Where there are concerns about the company’s performance, investors may agree to advance funds only when certain milestones are met. For example, investors may agree to advance a certain portion of their investment only after the successful accomplishment of a milestone, such as securing a key client. Where there are concerns about the future success of the emerging company, an investor may look to tranche financing to limit their exposure. Although this may seem like a balanced option, emerging companies must carefully consider the attainability of any milestones they set. Milestones should be specific and attainable. If the company fails to meet a milestone, then it will be in a weak bargaining position with the investor should it require any additional investment before meeting any specific milestone.

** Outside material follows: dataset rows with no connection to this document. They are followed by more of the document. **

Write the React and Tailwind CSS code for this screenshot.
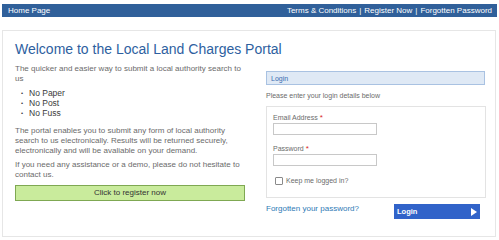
import React from 'react';

export default function App() {
  return (
    <div className="w-[499px] h-[240px] bg-white px-[2px] pt-[4px] font-['Liberation_Sans',Arial,sans-serif] overflow-hidden">
      {/* Top nav */}
      <div className="h-[13px] bg-[#30609a] flex items-center justify-between pl-[6px] pr-[5px] text-[8px] text-white leading-none">
        <span>Home Page</span>
        <span className="flex items-center gap-[3px]">
          <span>Terms &amp; Conditions</span>
          <span>|</span>
          <span>Register Now</span>
          <span>|</span>
          <span>Forgotten Password</span>
        </span>
      </div>

      {/* Main panel */}
      <div className="mt-[13px] w-[494px] h-[207px] border border-[#e6e6e6] pl-[12px] pr-[9px] pt-[9px]">
        <h1 className="text-[14px] leading-[18px] text-[#2e5f9f] font-normal">
          Welcome to the Local Land Charges Portal
        </h1>

        <div className="grid grid-cols-[230px_220px] gap-x-[21px]">
          {/* Left column */}
          <div className="text-[8px] leading-[10px] text-[#6b6b6b]">
            <p className="mt-[6px]">
              The quicker and easier way to submit a local authority search to us
            </p>
            <ul className="mt-[4px] text-[8.5px] text-[#3a3a3a]">
              {['No Paper', 'No Post', 'No Fuss'].map((item) => (
                <li key={item} className="flex items-center h-[10px]">
                  <span className="w-[14px] pl-[6px] text-[6px]">•</span>
                  {item}
                </li>
              ))}
            </ul>
            <p className="mt-[8px] pr-[8px]">
              The portal enables you to submit any form of local authority search to us
              electronically. Results will be returned securely, electronically and will be
              avaliable on your demand.
            </p>
            <p className="mt-[4px]">
              If you need any assistance or a demo, please do not hesitate to contact us.
            </p>
            <button className="mt-[5px] w-full h-[16px] bg-[#c9eb9c] border border-[#7fa852] text-[8px] leading-none text-[#333333] flex items-center justify-center">
              Click to register now
            </button>
          </div>

          {/* Right column */}
          <div className="pt-[13px]">
            <div className="h-[14px] w-[219px] bg-[#dfe9f5] border border-[#a9c2e2] flex items-center px-[4px] text-[7px] leading-none text-[#3b6bb0]">
              Login
            </div>
            <p className="mt-[6px] text-[7px] leading-[10px] text-[#6b6b6b]">
              Please enter your login details below
            </p>

            <div className="mt-[5px] h-[92px] border border-[#e3e3e3] pl-[6px] pt-[6px] text-[7px] leading-[10px] text-[#6b6b6b]">
              <label className="block">
                Email Address <span className="text-[#d9262b] text-[8px]">*</span>
              </label>
              <input className="block w-[104px] h-[12px] border border-[#c8c8c8] bg-white" />

              <label className="block mt-[9px]">
                Password <span className="text-[#d9262b] text-[8px]">*</span>
              </label>
              <input type="password" className="block w-[104px] h-[12px] border border-[#c8c8c8] bg-white" />

              <div className="mt-[10px] flex items-center h-[10px] pl-[2px]">
                <span className="w-[8px] h-[8px] border border-[#8a8a8a] bg-white rounded-[1px]"></span>
                <span className="ml-[3px]">Keep me logged in?</span>
              </div>
            </div>

            <div className="mt-[6px] flex items-start justify-between pr-[6px]">
              <a className="text-[8px] leading-[10px] text-[#2f7ab5]">Forgotten your password?</a>
              <button className="w-[86px] h-[15px] bg-[#3163c9] flex items-center justify-between pl-[3px] pr-[3px] text-white text-[7.5px] font-bold leading-none">
                <span>Login</span>
                <svg width="6" height="8" viewBox="0 0 6 8">
                  <path d="M0 0 L6 4 L0 8 Z" fill="#ffffff" />
                </svg>
              </button>
            </div>
          </div>
        </div>
      </div>
    </div>
  );
}
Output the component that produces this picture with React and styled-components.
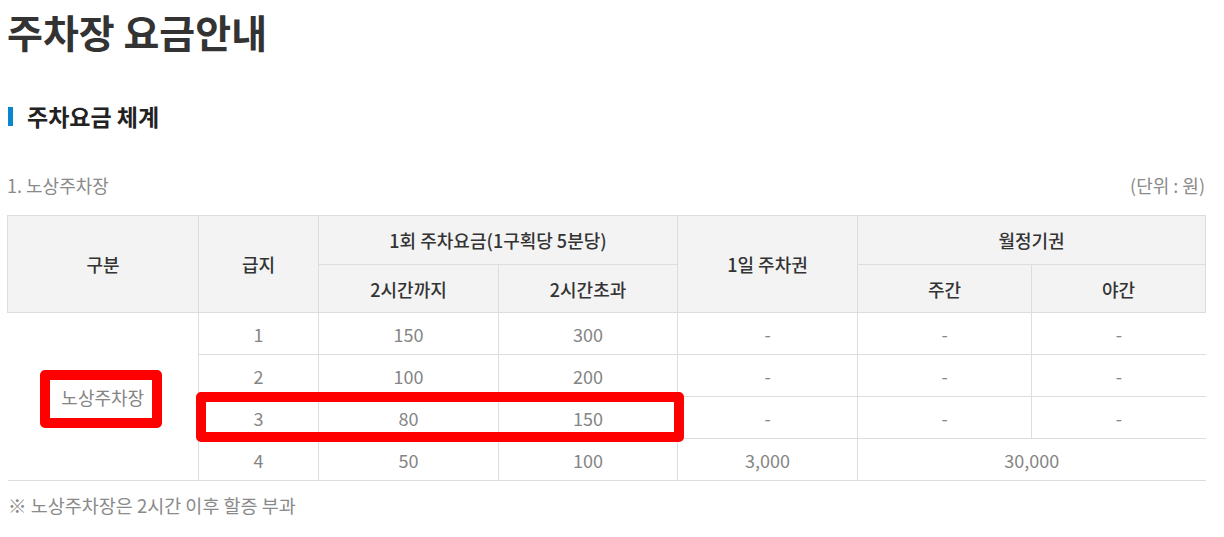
import styled, { createGlobalStyle } from 'styled-components';

const GlobalStyle = createGlobalStyle`
    body {
        margin: 0;
        background: #FFFFFF;
        font-family: "Noto Sans CJK KR", "Noto Sans", sans-serif;
    }
`

const Page = styled.div`
    width: 1198px;
    padding: 0 0 0 7px;
`

const Title = styled.h1`
    margin: 0;
    padding-top: 6px;
    font-size: 39px;
    font-weight: 700;
    line-height: 50px;
    color: #333333;
`

const SectionTitle = styled.h2`
    margin: 45px 0 0 1px;
    display: flex;
    align-items: center;
    gap: 14px;
    font-size: 23px;
    font-weight: 700;
    line-height: 30px;
    color: #222222;

    &::before {
        content: '';
        width: 5px;
        height: 19px;
        background: #0a86cf;
    }
`

const CaptionRow = styled.div`
    margin-top: 42px;
    display: flex;
    justify-content: space-between;
    font-size: 18px;
    line-height: 24px;
    color: #8a8a8a;
`

const TableWrap = styled.div`
    position: relative;
    margin-top: 18px;
`

const Table = styled.table`
    width: 1198px;
    border-collapse: collapse;
    table-layout: fixed;
    font-size: 18px;
    text-align: center;
`

const HeadCell = styled.th`
    height: ${props => props.h}px;
    padding: 0;
    background: #f3f3f3;
    border: 1px solid #dddddd;
    font-weight: 500;
    color: #333333;
`

const Cell = styled.td`
    height: 41px;
    padding: 0;
    border-bottom: 1px solid #dddddd;
    border-left: ${props => props.first ? 'none' : '1px solid #dddddd'};
    color: #858585;
    font-weight: 400;
`

// red annotation boxes drawn over the table
const Highlight = styled.div`
    position: absolute;
    border: 10px solid #ff0000;
    border-radius: 5px;
    pointer-events: none;
`

const Note = styled.p`
    margin: 12px 0 0 1px;
    font-size: 18.5px;
    line-height: 24px;
    color: #8a8a8a;
`

const widths = [191, 120, 180, 179, 180, 174, 174]

const rows = [
    ['1', '150', '300', '-', '-', '-'],
    ['2', '100', '200', '-', '-', '-'],
    ['3', '80', '150', '-', '-', '-'],
]

const App = () => {
    return (
        <Page>
            <GlobalStyle />
            <Title>주차장 요금안내</Title>
            <SectionTitle>주차요금 체계</SectionTitle>
            <CaptionRow>
                <span>1. 노상주차장</span>
                <span>(단위 : 원)</span>
            </CaptionRow>
            <TableWrap>
                <Table>
                    <colgroup>
                        {widths.map((w, i) => <col key={i} style={{ width: w }} />)}
                    </colgroup>
                    <thead>
                        <tr>
                            <HeadCell h={48} rowSpan={2}>구분</HeadCell>
                            <HeadCell h={48} rowSpan={2}>급지</HeadCell>
                            <HeadCell h={48} colSpan={2}>1회 주차요금(1구획당 5분당)</HeadCell>
                            <HeadCell h={48} rowSpan={2}>1일 주차권</HeadCell>
                            <HeadCell h={48} colSpan={2}>월정기권</HeadCell>
                        </tr>
                        <tr>
                            <HeadCell h={47}>2시간까지</HeadCell>
                            <HeadCell h={47}>2시간초과</HeadCell>
                            <HeadCell h={47}>주간</HeadCell>
                            <HeadCell h={47}>야간</HeadCell>
                        </tr>
                    </thead>
                    <tbody>
                        {rows.map((r, idx) => (
                            <tr key={r[0]}>
                                {idx === 0 && <Cell first rowSpan={4}>노상주차장</Cell>}
                                {r.map((v, i) => <Cell key={i}>{v}</Cell>)}
                            </tr>
                        ))}
                        <tr>
                            <Cell>4</Cell>
                            <Cell>50</Cell>
                            <Cell>100</Cell>
                            <Cell>3,000</Cell>
                            <Cell colSpan={2}>30,000</Cell>
                        </tr>
                    </tbody>
                </Table>
                <Highlight style={{ left: 33, top: 155, width: 102, height: 38 }} />
                <Highlight style={{ left: 189, top: 177, width: 468, height: 30 }} />
            </TableWrap>
            <Note>※ 노상주차장은 2시간 이후 할증 부과</Note>
        </Page>
    )
}

export default App;
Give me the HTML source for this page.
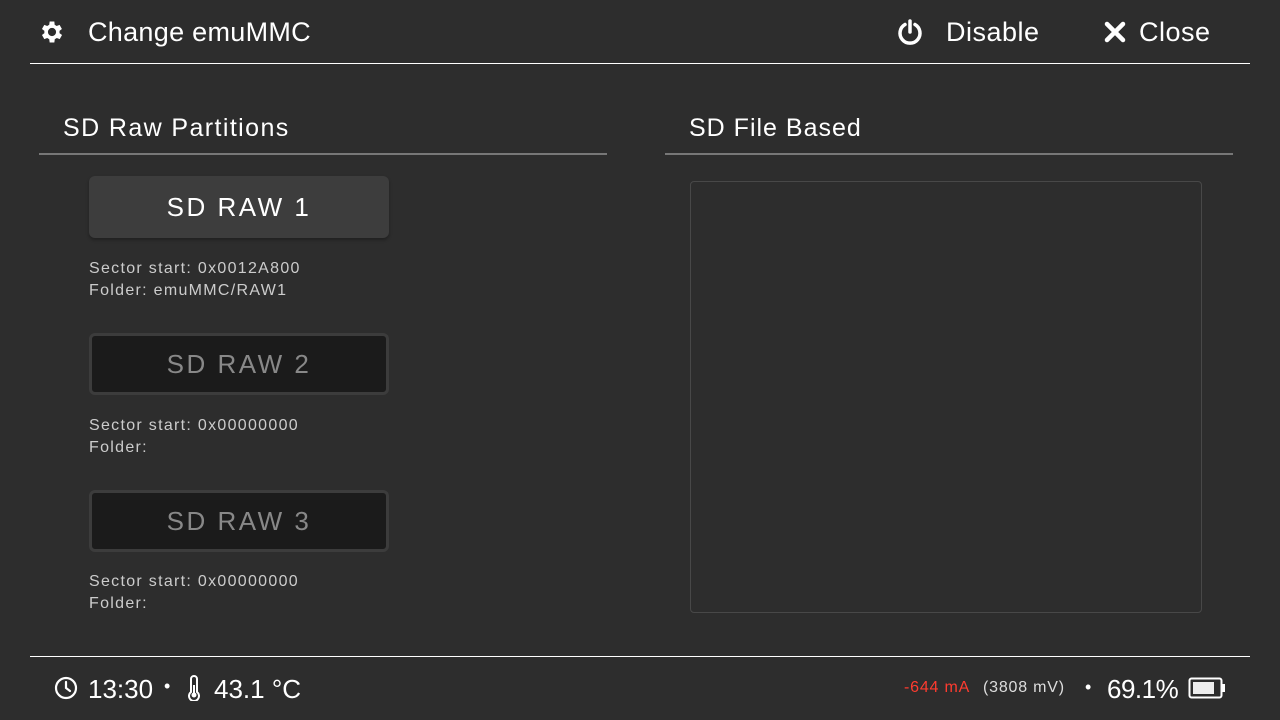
<!DOCTYPE html>
<html><head><meta charset="utf-8"><style>
*{margin:0;padding:0;box-sizing:border-box}
body{width:1280px;height:720px;background:#2d2d2d;font-family:"Liberation Sans","DejaVu Sans",sans-serif;color:#fff;position:relative;overflow:hidden}
.a{position:absolute;white-space:nowrap}
.hr{position:absolute;height:1px;background:#fff}
.btn{position:absolute;left:89px;width:300px;height:62px;border-radius:6px;font-size:26px;letter-spacing:2.5px;text-align:center;line-height:62px}
.b1{background:#3d3d3d;box-shadow:0 2px 3px rgba(0,0,0,.3);color:#fff}
.b2{background:#1b1b1b;border:3px solid #3c3c3c;color:#888;line-height:56px}
.info{position:absolute;left:89px;font-size:16px;color:#ccc;line-height:22px;letter-spacing:1.3px}
</style></head><body>
<svg class="a" style="left:38px;top:18px" width="28" height="28" viewBox="0 0 24 24"><path fill="#fff" d="M19.4 13a7.5 7.5 0 0 0 0-2l2.1-1.6-2-3.5-2.5 1a7 7 0 0 0-1.7-1L15 3h-4l-.4 2.9a7 7 0 0 0-1.7 1l-2.5-1-2 3.5L6.5 11a7.5 7.5 0 0 0 0 2l-2.1 1.6 2 3.5 2.5-1a7 7 0 0 0 1.7 1L11 21h4l.4-2.9a7 7 0 0 0 1.7-1l2.5 1 2-3.5zM13 15.5a3.5 3.5 0 1 1 0-7 3.5 3.5 0 0 1 0 7z" transform="translate(-1 0)"/></svg>
<div class="a" style="left:88px;top:17px;font-size:27px;letter-spacing:.3px">Change emuMMC</div>
<svg class="a" style="left:897px;top:18px" width="26" height="28" viewBox="0 0 26 28"><path d="M8 6.5A10 10 0 1 0 18 6.5" fill="none" stroke="#fff" stroke-width="3.5" stroke-linecap="round"/><path d="M13 3v11" stroke="#fff" stroke-width="3.5" stroke-linecap="round"/></svg>
<div class="a" style="left:946px;top:17px;font-size:27px;letter-spacing:.5px">Disable</div>
<svg class="a" style="left:1104px;top:21px" width="22" height="22" viewBox="0 0 22 22"><path d="M3 3L19 19M19 3L3 19" stroke="#fff" stroke-width="4.5" stroke-linecap="round"/></svg>
<div class="a" style="left:1139px;top:17px;font-size:27px;letter-spacing:.5px">Close</div>
<div class="hr" style="left:30px;top:63px;width:1220px"></div>

<div class="a" style="left:63px;top:114px;font-size:25px;letter-spacing:1.4px">SD Raw Partitions</div>
<div class="hr" style="left:39px;top:153px;width:568px;height:2px;background:#777"></div>
<div class="a" style="left:689px;top:114px;font-size:25px;letter-spacing:1px">SD File Based</div>
<div class="hr" style="left:665px;top:153px;width:568px;height:2px;background:#777"></div>

<div class="btn b1" style="top:176px">SD RAW 1</div>
<div class="info" style="top:258px">Sector start: 0x0012A800<br>Folder: emuMMC/RAW1</div>
<div class="btn b2" style="top:333px">SD RAW 2</div>
<div class="info" style="top:415px">Sector start: 0x00000000<br>Folder:</div>
<div class="btn b2" style="top:490px">SD RAW 3</div>
<div class="info" style="top:571px">Sector start: 0x00000000<br>Folder:</div>

<div class="a" style="left:690px;top:181px;width:512px;height:432px;border:1px solid #484848;border-radius:4px"></div>

<div class="hr" style="left:30px;top:656px;width:1220px"></div>
<svg class="a" style="left:54px;top:676px" width="24" height="24" viewBox="0 0 24 24"><circle cx="12" cy="12" r="10" fill="none" stroke="#fff" stroke-width="2.2"/><path d="M12 6v6l4 3" fill="none" stroke="#fff" stroke-width="2.2" stroke-linecap="round"/></svg>
<div class="a" style="left:88px;top:674px;font-size:26px">13:30</div>
<div class="a" style="left:164px;top:676px;font-size:18px">•</div>
<svg class="a" style="left:186px;top:675px" width="16" height="26" viewBox="0 0 16 26"><path d="M5 17V4a3 3 0 0 1 6 0v13a5 5 0 1 1-6 0z" fill="none" stroke="#fff" stroke-width="2"/><circle cx="8" cy="20" r="2.5" fill="#fff"/><path d="M8 10v9" stroke="#fff" stroke-width="2"/></svg>
<div class="a" style="left:214px;top:674px;font-size:26px">43.1 °C</div>

<div class="a" style="left:904px;top:679px;font-size:16px;color:#ff3b2f;letter-spacing:.8px">-644 mA</div>
<div class="a" style="left:983px;top:679px;font-size:16px;color:#ddd;letter-spacing:.8px">(3808 mV)</div>
<div class="a" style="left:1085px;top:677px;font-size:18px">•</div>
<div class="a" style="left:1107px;top:674px;font-size:26px;letter-spacing:-.5px">69.1%</div>
<svg class="a" style="left:1188px;top:677px" width="38" height="22" viewBox="0 0 38 22"><rect x="1.5" y="1.5" width="32" height="19" rx="2" fill="none" stroke="#fff" stroke-width="2"/><rect x="5" y="5" width="21" height="12" fill="#eee"/><rect x="34" y="7" width="3" height="8" fill="#fff"/></svg>
</body></html>
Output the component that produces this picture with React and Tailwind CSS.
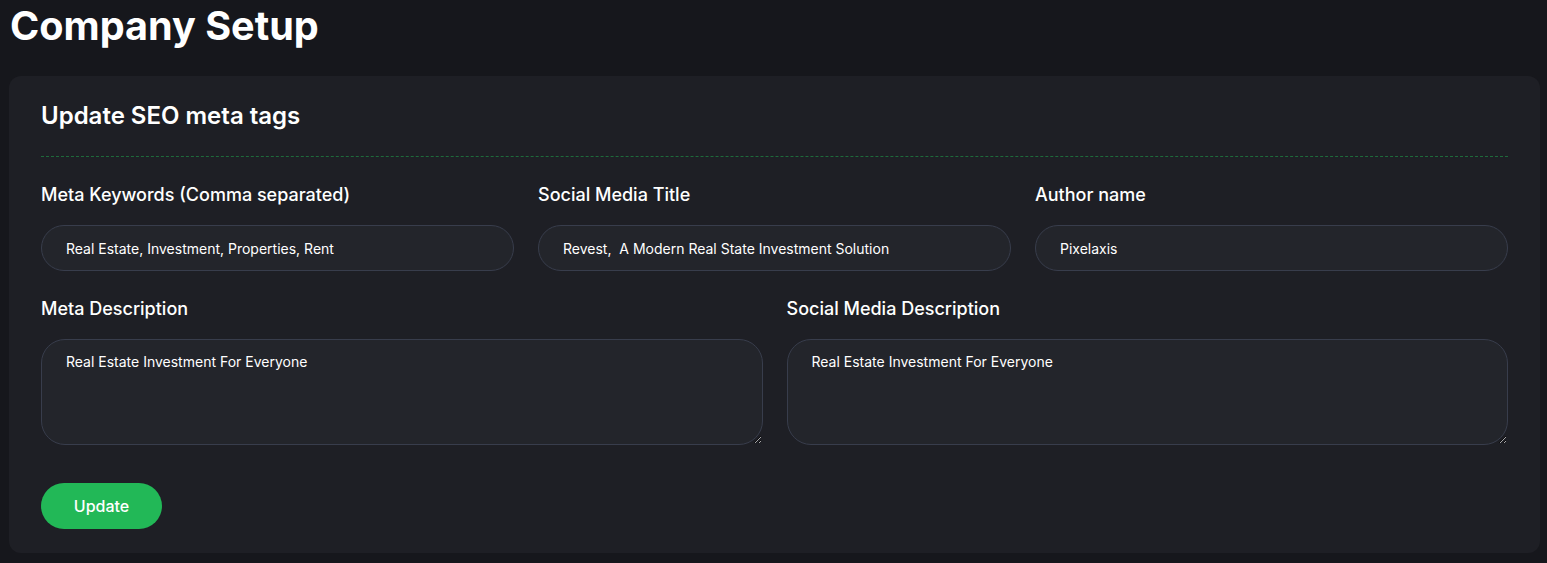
export default function App() {
  return (
    <div className="min-h-screen bg-[#16171c] pl-[9px] pr-[7px] pt-[2px] font-['Inter',sans-serif] text-white">
      <h1 className="text-[39.6px] font-bold leading-[48px] pl-[1px]">Company Setup</h1>

      <div className="mt-[26px] rounded-xl bg-[#1e1f25] px-8 pt-[24px] pb-6">
        <h2 className="text-2xl font-semibold leading-8">Update SEO meta tags</h2>
        <div className="mt-[24px] border-t border-dashed border-[#1f6a3b]" />

        <div className="mt-[24px] grid grid-cols-3 gap-6">
          {[
            ["Meta Keywords (Comma separated)", "Real Estate, Investment, Properties, Rent"],
            ["Social Media Title", "Revest,  A Modern Real State Investment Solution"],
            ["Author name", "Pixelaxis"],
          ].map(([label, value]) => (
            <div key={label}>
              <label className="block text-lg font-medium leading-7">{label}</label>
              <input
                defaultValue={value}
                className="mt-[16px] h-[46px] w-full rounded-full border border-[#383d4c] bg-[#23252b] px-6 text-sm text-white outline-none"
              />
            </div>
          ))}
        </div>

        <div className="mt-[24px] grid grid-cols-2 gap-6">
          {["Meta Description", "Social Media Description"].map((label) => (
            <div key={label}>
              <label className="block text-lg font-medium leading-7">{label}</label>
              <textarea
                defaultValue="Real Estate Investment For Everyone"
                className="mt-[16px] block h-[106px] w-full rounded-3xl border border-[#383d4c] bg-[#23252b] px-6 py-[12px] text-sm text-white outline-none"
              />
            </div>
          ))}
        </div>

        <button className="mt-[38px] h-[46px] w-[121px] rounded-full bg-[#22b857] text-base font-medium text-white">
          Update
        </button>
      </div>
    </div>
  );
}
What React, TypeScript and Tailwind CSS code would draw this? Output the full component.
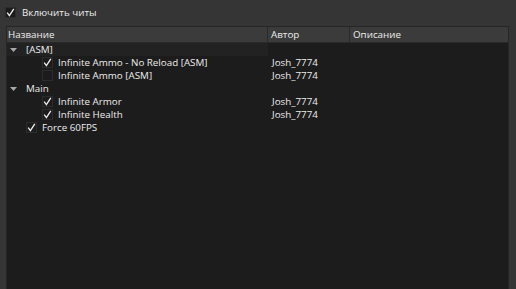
import React from "react";

const font = { fontFamily: '"Open Sans", "Noto Sans", sans-serif' };

function Check({ checked }: { checked: boolean }) {
  return (
    <div className="w-[11px] h-[11px] border border-[#2c2c2c] bg-[#1c1c1c] flex items-center justify-center shrink-0">
      {checked && (
        <svg width="9" height="9" viewBox="0 0 9 9">
          <path d="M1.2 4.6 L3.4 7.6 L7.8 0.8" stroke="#f0f0f0" strokeWidth="1.3" fill="none" />
        </svg>
      )}
    </div>
  );
}

function Arrow() {
  return (
    <svg width="7" height="4" viewBox="0 0 7 4" className="shrink-0">
      <path d="M0 0 L7 0 L3.5 4 Z" fill="#a8a8a8" />
    </svg>
  );
}

type Row = { level: number; group?: boolean; checked?: boolean; name: string; author?: string; focus?: boolean };

const rows: Row[] = [
  { level: 0, group: true, name: "[ASM]", focus: true },
  { level: 1, checked: true, name: "Infinite Ammo - No Reload [ASM]", author: "Josh_7774" },
  { level: 1, checked: false, name: "Infinite Ammo [ASM]", author: "Josh_7774" },
  { level: 0, group: true, name: "Main" },
  { level: 1, checked: true, name: "Infinite Armor", author: "Josh_7774" },
  { level: 1, checked: true, name: "Infinite Health", author: "Josh_7774" },
  { level: 0, checked: true, name: "Force 60FPS" },
];

export default function App() {
  return (
    <div className="w-[516px] h-[289px] bg-[#353535] flex flex-col overflow-hidden text-[9.8px] text-[#ededed]" style={font}>
      <div className="h-[26px] shrink-0 flex items-center pl-[5px] gap-[6px] pb-[1px]">
        <Check checked={true} />
        <span className="leading-[13px]">Включить читы</span>
      </div>
      <div className="ml-[6px] mr-[7px] flex-1 border border-[#262626] border-b-0 bg-[#1c1c1c] flex flex-col">
        <div className="h-[16px] bg-[#3b3b3b] flex shrink-0 border-b border-[#2a2a2a]">
          <div className="w-[261px] pl-[1px] border-r border-[#2a2a2a] leading-[16px]">Название</div>
          <div className="w-[82px] pl-[3px] border-r border-[#2a2a2a] leading-[16px]">Автор</div>
          <div className="flex-1 pl-[3px] leading-[16px]">Описание</div>
        </div>
        {rows.map((r, i) => (
          <div key={i} className="h-[13px] flex items-center">
            <div className={`w-[261px] h-[13px] flex items-center ${r.focus ? "bg-[#222222]" : ""}`}>
              {r.group ? (
                <div className="flex items-center">
                  <div className="w-[3px] shrink-0" />
                  <Arrow />
                  <span className="ml-[9px] leading-[12px] pt-[1px]">{r.name}</span>
                </div>
              ) : (
                <div className={`flex items-center gap-[5px] ${r.level === 1 ? "pl-[35px]" : "pl-[19px]"}`}>
                  <Check checked={!!r.checked} />
                  <span className="leading-[12px] pt-[1px]">{r.name}</span>
                </div>
              )}
            </div>
            <div className="w-[82px] pl-[4px] leading-[12px] pt-[1px]">{r.author ?? ""}</div>
            <div className="flex-1" />
          </div>
        ))}
      </div>
    </div>
  );
}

With rising interest rates and the possibility of a looming recession, emerging companies may need to make tough decisions when raising capital. Emerging companies must take steps to limit their cash burn to what is necessary to maximize their runway. Ensuring that emerging companies also understand the terms of any financing documents they agree to will help protect the interests of all stakeholders going forward. Before conducting a down-round financing, companies should consider if there are any alternatives available, such as convertible debt or bridge financing. Venture debt may also be an option that could provide a much-needed injection of cash that could allow the company to meet its short-term objectives.